Problem to work on →
What is to be transcribed is the run of lines opening with the one that has "Write the Tailwind" and closing with the one that has "inset-x-0 top-[157px] h-[98px]", and only that run, exactly.

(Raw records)
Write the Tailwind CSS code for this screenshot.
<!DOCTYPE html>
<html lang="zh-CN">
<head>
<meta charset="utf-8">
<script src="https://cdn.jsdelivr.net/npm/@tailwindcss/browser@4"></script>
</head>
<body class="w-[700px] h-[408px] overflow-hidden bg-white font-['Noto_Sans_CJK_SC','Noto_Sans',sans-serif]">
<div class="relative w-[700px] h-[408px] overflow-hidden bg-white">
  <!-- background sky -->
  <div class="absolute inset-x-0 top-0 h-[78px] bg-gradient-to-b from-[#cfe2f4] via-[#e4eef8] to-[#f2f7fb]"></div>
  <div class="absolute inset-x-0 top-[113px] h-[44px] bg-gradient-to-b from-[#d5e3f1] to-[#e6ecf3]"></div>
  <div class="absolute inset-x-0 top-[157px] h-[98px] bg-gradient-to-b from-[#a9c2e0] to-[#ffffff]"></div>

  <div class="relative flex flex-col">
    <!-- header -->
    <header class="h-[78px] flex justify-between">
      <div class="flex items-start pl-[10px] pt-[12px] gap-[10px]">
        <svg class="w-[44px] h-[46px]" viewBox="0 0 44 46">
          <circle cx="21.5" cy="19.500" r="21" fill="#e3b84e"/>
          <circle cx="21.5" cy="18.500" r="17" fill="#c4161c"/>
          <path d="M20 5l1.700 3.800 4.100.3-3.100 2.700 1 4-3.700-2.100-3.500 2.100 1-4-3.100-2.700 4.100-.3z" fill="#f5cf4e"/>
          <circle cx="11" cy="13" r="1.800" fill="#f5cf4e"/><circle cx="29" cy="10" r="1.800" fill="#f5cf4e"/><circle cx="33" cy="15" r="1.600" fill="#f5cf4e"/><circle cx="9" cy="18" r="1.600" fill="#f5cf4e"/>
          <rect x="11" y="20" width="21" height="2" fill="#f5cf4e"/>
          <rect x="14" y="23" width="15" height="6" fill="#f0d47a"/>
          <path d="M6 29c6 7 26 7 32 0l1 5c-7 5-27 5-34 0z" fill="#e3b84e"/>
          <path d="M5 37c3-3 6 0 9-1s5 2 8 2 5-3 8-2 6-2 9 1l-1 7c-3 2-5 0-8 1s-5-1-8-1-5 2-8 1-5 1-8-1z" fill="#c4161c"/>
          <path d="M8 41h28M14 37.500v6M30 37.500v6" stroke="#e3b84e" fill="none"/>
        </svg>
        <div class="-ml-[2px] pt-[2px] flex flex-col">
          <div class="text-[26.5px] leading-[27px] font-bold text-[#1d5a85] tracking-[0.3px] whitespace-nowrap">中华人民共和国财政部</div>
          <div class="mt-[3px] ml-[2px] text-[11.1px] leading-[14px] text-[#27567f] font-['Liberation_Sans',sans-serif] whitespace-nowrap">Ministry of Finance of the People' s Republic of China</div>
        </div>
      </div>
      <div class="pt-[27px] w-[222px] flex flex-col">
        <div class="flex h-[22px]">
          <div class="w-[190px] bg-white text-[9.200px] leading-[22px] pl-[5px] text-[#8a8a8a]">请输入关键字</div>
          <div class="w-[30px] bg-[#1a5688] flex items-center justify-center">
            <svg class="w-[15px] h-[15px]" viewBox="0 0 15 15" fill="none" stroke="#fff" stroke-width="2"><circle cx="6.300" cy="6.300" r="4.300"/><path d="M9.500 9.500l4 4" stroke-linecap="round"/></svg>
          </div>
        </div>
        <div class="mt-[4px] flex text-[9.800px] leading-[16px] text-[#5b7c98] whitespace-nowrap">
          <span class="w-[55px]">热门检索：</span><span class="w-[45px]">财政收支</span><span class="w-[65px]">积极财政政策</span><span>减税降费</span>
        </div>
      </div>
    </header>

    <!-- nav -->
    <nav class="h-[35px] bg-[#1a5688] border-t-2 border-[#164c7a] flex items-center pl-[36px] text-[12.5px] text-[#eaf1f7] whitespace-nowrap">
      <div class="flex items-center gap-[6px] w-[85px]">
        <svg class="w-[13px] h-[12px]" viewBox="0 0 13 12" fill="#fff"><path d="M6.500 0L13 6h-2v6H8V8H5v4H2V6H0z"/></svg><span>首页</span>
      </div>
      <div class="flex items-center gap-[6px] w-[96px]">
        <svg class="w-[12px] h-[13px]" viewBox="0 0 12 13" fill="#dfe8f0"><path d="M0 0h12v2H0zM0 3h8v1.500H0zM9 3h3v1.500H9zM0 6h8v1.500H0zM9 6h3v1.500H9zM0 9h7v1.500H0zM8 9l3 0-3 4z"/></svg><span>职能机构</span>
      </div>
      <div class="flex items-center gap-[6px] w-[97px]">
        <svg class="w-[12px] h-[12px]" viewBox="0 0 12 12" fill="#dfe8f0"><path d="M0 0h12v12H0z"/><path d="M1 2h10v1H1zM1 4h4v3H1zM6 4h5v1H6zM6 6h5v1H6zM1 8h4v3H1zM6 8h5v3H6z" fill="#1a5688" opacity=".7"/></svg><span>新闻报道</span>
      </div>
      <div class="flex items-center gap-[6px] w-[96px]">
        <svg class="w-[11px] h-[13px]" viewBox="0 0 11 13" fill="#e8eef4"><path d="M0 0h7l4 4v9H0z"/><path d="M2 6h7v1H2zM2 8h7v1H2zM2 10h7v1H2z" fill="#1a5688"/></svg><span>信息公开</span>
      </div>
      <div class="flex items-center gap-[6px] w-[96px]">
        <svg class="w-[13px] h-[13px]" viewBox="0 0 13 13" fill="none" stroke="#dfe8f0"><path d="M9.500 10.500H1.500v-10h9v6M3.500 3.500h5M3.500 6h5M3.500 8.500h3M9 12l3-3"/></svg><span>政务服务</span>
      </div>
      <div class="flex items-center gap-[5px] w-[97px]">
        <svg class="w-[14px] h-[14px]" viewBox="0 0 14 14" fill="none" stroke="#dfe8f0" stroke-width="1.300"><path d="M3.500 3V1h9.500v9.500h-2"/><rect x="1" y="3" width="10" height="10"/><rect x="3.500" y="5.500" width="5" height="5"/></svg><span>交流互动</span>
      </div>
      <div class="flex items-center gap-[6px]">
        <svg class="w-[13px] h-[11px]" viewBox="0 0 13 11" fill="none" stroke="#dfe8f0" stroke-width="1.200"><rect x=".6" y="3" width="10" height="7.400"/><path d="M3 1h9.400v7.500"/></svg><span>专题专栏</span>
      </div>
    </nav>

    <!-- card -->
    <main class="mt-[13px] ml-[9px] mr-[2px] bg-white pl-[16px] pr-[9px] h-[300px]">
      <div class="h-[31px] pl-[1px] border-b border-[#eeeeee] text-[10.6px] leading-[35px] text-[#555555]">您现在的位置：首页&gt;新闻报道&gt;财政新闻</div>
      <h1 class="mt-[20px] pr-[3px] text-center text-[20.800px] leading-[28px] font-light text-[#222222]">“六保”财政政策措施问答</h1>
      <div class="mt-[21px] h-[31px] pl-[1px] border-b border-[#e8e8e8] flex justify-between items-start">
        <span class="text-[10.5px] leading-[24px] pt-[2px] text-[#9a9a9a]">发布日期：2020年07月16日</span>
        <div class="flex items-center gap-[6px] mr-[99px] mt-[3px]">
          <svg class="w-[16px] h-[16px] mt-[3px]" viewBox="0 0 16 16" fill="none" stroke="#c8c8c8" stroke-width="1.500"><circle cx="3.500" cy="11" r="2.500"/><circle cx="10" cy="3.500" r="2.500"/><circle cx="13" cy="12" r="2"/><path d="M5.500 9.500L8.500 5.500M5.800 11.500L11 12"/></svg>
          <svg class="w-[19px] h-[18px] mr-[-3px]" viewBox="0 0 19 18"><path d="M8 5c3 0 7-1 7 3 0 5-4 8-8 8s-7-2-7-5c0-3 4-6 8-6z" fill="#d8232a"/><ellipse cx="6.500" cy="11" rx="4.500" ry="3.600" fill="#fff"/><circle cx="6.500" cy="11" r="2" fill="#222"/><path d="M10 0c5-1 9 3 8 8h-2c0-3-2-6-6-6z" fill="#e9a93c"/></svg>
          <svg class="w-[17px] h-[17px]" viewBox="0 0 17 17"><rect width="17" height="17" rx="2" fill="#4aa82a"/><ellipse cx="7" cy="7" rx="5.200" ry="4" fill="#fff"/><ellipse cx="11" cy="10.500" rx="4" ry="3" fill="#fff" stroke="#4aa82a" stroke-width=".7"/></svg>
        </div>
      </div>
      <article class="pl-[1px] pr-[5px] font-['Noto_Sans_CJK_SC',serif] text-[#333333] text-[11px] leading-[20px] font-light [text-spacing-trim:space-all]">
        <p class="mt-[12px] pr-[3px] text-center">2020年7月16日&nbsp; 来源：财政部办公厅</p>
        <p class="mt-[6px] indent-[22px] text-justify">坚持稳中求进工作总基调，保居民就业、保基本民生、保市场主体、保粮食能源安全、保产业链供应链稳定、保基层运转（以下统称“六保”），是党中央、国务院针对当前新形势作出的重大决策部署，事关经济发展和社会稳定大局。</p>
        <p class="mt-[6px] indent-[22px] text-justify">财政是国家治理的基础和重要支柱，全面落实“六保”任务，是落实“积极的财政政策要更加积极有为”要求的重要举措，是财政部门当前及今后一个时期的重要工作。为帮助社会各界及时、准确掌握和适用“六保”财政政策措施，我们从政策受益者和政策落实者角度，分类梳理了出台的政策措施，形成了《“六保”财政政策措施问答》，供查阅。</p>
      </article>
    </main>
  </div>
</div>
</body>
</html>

---

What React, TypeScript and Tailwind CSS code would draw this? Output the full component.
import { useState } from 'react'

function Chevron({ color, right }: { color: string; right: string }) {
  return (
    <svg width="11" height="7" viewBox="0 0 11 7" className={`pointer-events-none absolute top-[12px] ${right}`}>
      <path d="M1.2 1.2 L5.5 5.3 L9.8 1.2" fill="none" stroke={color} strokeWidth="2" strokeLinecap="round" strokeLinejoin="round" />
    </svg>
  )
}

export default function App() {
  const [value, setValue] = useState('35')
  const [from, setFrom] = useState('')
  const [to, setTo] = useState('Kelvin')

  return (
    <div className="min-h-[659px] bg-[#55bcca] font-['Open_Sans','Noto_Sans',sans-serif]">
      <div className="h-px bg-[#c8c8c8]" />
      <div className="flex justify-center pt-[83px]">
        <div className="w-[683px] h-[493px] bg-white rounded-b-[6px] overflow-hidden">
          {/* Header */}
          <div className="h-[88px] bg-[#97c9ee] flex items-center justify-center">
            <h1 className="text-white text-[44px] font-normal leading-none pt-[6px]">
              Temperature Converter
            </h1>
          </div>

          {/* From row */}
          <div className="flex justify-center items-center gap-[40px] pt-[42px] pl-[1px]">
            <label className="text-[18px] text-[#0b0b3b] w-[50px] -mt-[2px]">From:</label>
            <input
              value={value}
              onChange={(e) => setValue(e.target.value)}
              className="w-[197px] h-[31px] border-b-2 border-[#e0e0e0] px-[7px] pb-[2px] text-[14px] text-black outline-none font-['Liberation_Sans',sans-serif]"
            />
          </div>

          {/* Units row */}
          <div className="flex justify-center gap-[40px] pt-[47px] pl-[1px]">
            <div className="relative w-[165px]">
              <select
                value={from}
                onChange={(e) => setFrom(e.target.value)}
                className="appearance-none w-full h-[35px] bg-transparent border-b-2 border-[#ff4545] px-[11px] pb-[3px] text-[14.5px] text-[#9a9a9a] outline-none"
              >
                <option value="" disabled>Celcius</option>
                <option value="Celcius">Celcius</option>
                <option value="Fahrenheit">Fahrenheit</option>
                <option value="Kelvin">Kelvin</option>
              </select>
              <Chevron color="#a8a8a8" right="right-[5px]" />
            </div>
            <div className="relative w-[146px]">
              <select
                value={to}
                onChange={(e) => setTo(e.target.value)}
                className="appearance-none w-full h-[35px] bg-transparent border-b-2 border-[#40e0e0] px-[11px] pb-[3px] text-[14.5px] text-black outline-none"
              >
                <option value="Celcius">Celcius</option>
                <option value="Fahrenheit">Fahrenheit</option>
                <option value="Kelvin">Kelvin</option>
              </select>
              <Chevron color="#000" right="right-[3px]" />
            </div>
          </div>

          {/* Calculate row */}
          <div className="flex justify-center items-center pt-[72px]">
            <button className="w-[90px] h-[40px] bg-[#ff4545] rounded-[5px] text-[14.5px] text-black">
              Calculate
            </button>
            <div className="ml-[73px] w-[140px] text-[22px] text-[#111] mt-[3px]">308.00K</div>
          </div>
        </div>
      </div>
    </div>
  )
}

The result →
Write the Tailwind CSS code for this screenshot.
<!DOCTYPE html>
<html lang="zh-CN">
<head>
<meta charset="utf-8">
<script src="https://cdn.jsdelivr.net/npm/@tailwindcss/browser@4"></script>
</head>
<body class="w-[700px] h-[408px] overflow-hidden bg-white font-['Noto_Sans_CJK_SC','Noto_Sans',sans-serif]">
<div class="relative w-[700px] h-[408px] overflow-hidden bg-white">
  <!-- background sky -->
  <div class="absolute inset-x-0 top-0 h-[78px] bg-gradient-to-b from-[#cfe2f4] via-[#e4eef8] to-[#f2f7fb]"></div>
  <div class="absolute inset-x-0 top-[113px] h-[44px] bg-gradient-to-b from-[#d5e3f1] to-[#e6ecf3]"></div>
  <div class="absolute inset-x-0 top-[157px] h-[98px] bg-gradient-to-b from-[#a9c2e0] to-[#ffffff]"></div>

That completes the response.